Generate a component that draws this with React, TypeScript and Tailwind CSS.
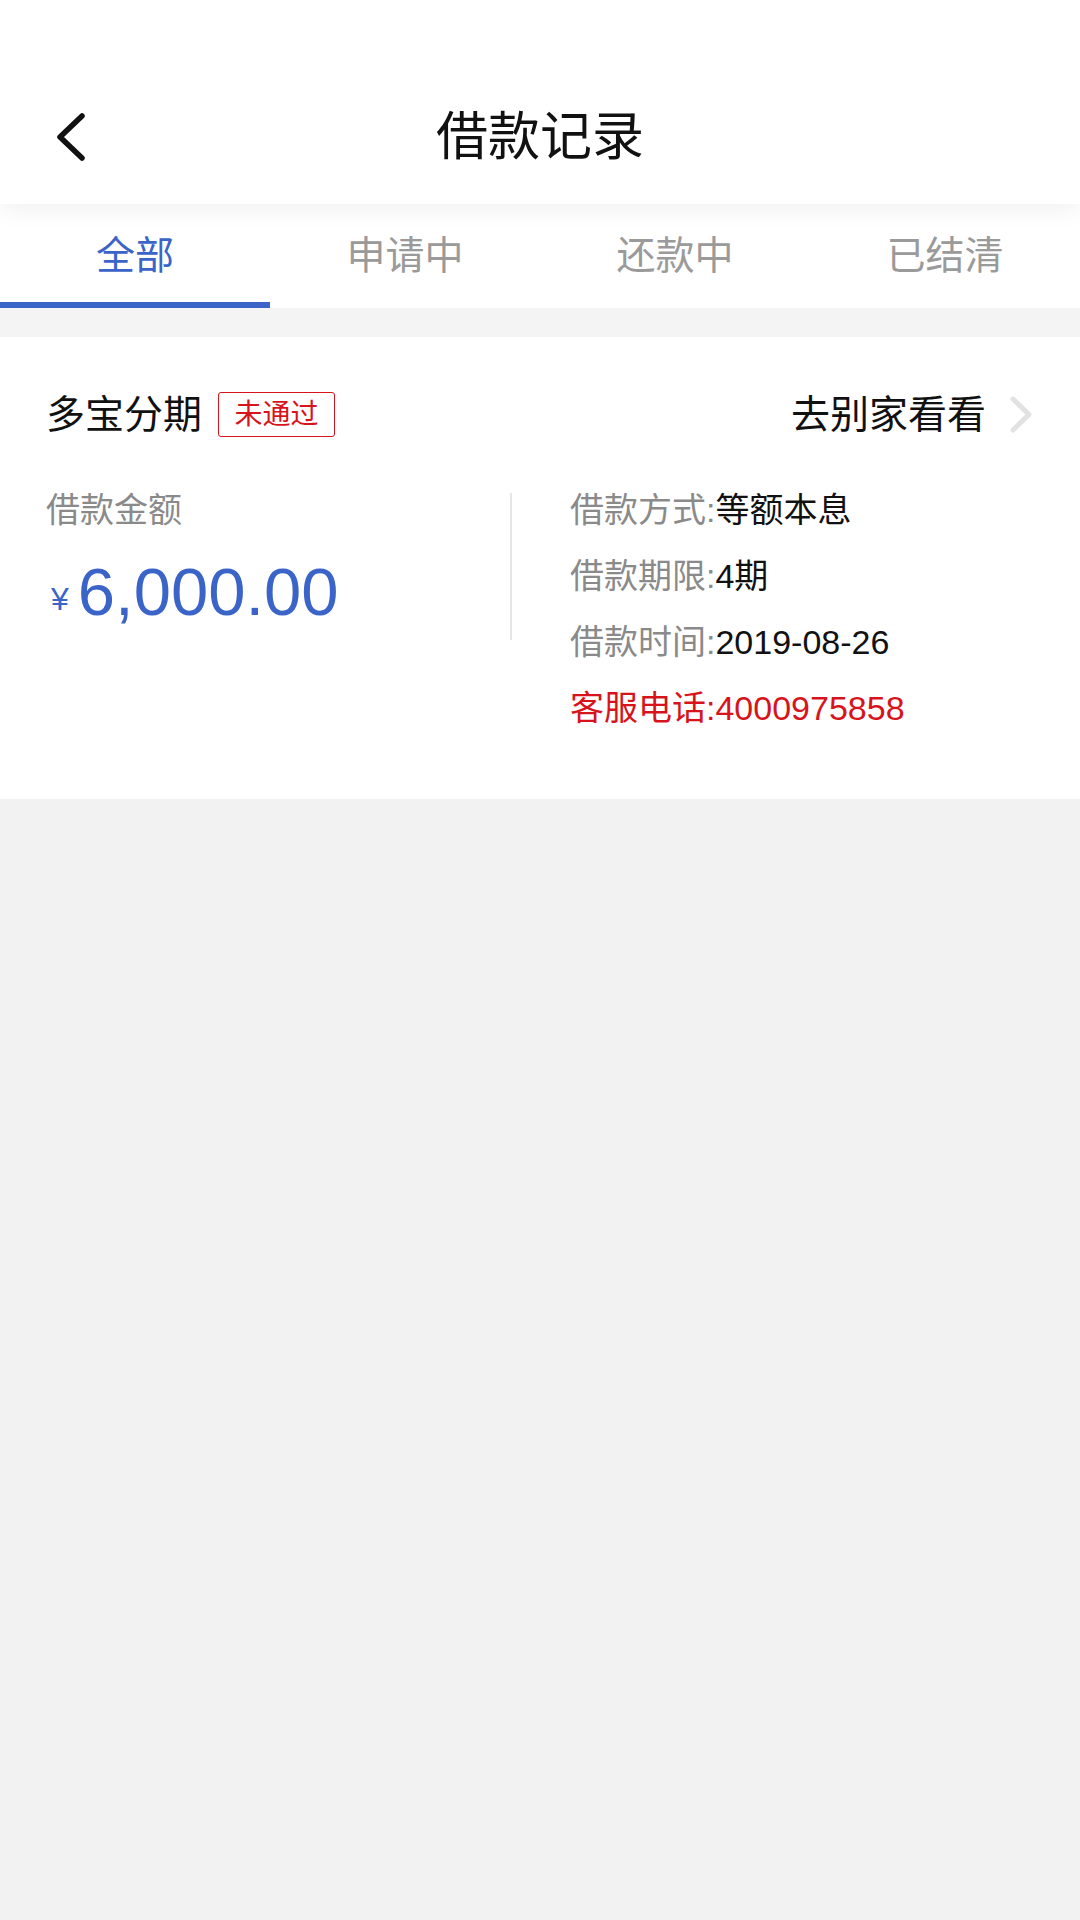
import { useState } from "react";

const tabs = ["全部", "申请中", "还款中", "已结清"];

const details = [
  { label: "借款方式:", value: "等额本息" },
  { label: "借款期限:", value: "4期" },
  { label: "借款时间:", value: "2019-08-26" },
];

export default function App() {
  const [active, setActive] = useState(0);

  return (
    <div className="w-[1080px] min-h-[1920px] bg-[#f2f2f2] font-['Liberation_Sans','Noto_Sans_CJK_SC',sans-serif]">
      {/* Header with status bar space */}
      <div className="relative z-10 bg-white pt-[70px] shadow-[0_6px_22px_rgba(0,0,0,0.06)]">
        <div className="relative flex h-[134px] items-center justify-center">
          <button className="absolute left-[56px] top-[42px]">
            <svg width="30" height="50" viewBox="0 0 30 50" fill="none">
              <path
                d="M26 4 L4 25 L26 46"
                stroke="#111"
                strokeWidth="5.5"
                strokeLinecap="round"
                strokeLinejoin="round"
              />
            </svg>
          </button>
          <h1 className="text-[52px] leading-none text-[#111]">借款记录</h1>
        </div>
      </div>

      {/* Tabs */}
      <div className="grid h-[104px] grid-cols-4 bg-white">
        {tabs.map((tab, i) => (
          <button
            key={tab}
            onClick={() => setActive(i)}
            className="flex flex-col items-center justify-end"
          >
            <span
              className={`mb-[27px] text-[39px] leading-none ${
                active === i ? "text-[#3b64c8]" : "text-[#9a9a9a]"
              }`}
            >
              {tab}
            </span>
            <div
              className={`h-[6px] w-full ${
                active === i ? "bg-[#3b64c8]" : "bg-transparent"
              }`}
            />
          </button>
        ))}
      </div>

      <div className="h-[29px] bg-[#f4f4f4]" />

      {/* Loan card */}
      <div className="h-[462px] bg-white px-[46px] pt-[55px]">
        <div className="flex h-[45px] items-center justify-between">
          <div className="flex items-center">
            <span className="text-[39px] leading-none text-[#111]">多宝分期</span>
            <span className="ml-[16px] flex h-[45px] w-[117px] items-center justify-center rounded-[3px] border-[1.5px] border-[#d7141c] text-[28px] leading-none text-[#d7141c]">
              未通过
            </span>
          </div>
          <div className="flex items-center">
            <span className="text-[39px] leading-none text-[#111]">去别家看看</span>
            <svg className="ml-[24px]" width="24" height="38" viewBox="0 0 24 38" fill="none">
              <path
                d="M3 3 L19 18.5 L3 34"
                stroke="#e2e2e2"
                strokeWidth="5"
                strokeLinecap="round"
                strokeLinejoin="round"
              />
            </svg>
          </div>
        </div>

        <div className="mt-[53px] flex">
          <div className="w-[464px]">
            <div className="flex h-[40px] items-center text-[34px] leading-none text-[#8a8a8a]">
              借款金额
            </div>
            <div className="mt-[27px] h-[70px] pl-[5px] text-[67px] leading-[70px] text-[#3b64c8]">
              <span className="mr-[9px] align-[5px] text-[32px]">¥</span>
              6,000.00
            </div>
          </div>
          <div className="mt-[3px] h-[147px] w-[2px] bg-[#e6e6e6]" />
          <div className="flex flex-col gap-[26px] pl-[58px]">
            {details.map((d) => (
              <div key={d.label} className="flex h-[40px] items-center text-[34px] leading-none">
                <span className="text-[#8a8a8a]">{d.label}</span>
                <span className="text-[#111]">{d.value}</span>
              </div>
            ))}
            <div className="flex h-[40px] items-center text-[34px] leading-none text-[#d7141c]">
              客服电话:4000975858
            </div>
          </div>
        </div>
      </div>
    </div>
  );
}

______

**Task to complete:** Every line from the start of the listing above through the line with "const [active, setActive] = useState(0);" should be repeated exactly; skip the pictures and add nothing else.

**Task result:**
Generate a component that draws this with React, TypeScript and Tailwind CSS.
import { useState } from "react";

const tabs = ["全部", "申请中", "还款中", "已结清"];

const details = [
  { label: "借款方式:", value: "等额本息" },
  { label: "借款期限:", value: "4期" },
  { label: "借款时间:", value: "2019-08-26" },
];

export default function App() {
  const [active, setActive] = useState(0);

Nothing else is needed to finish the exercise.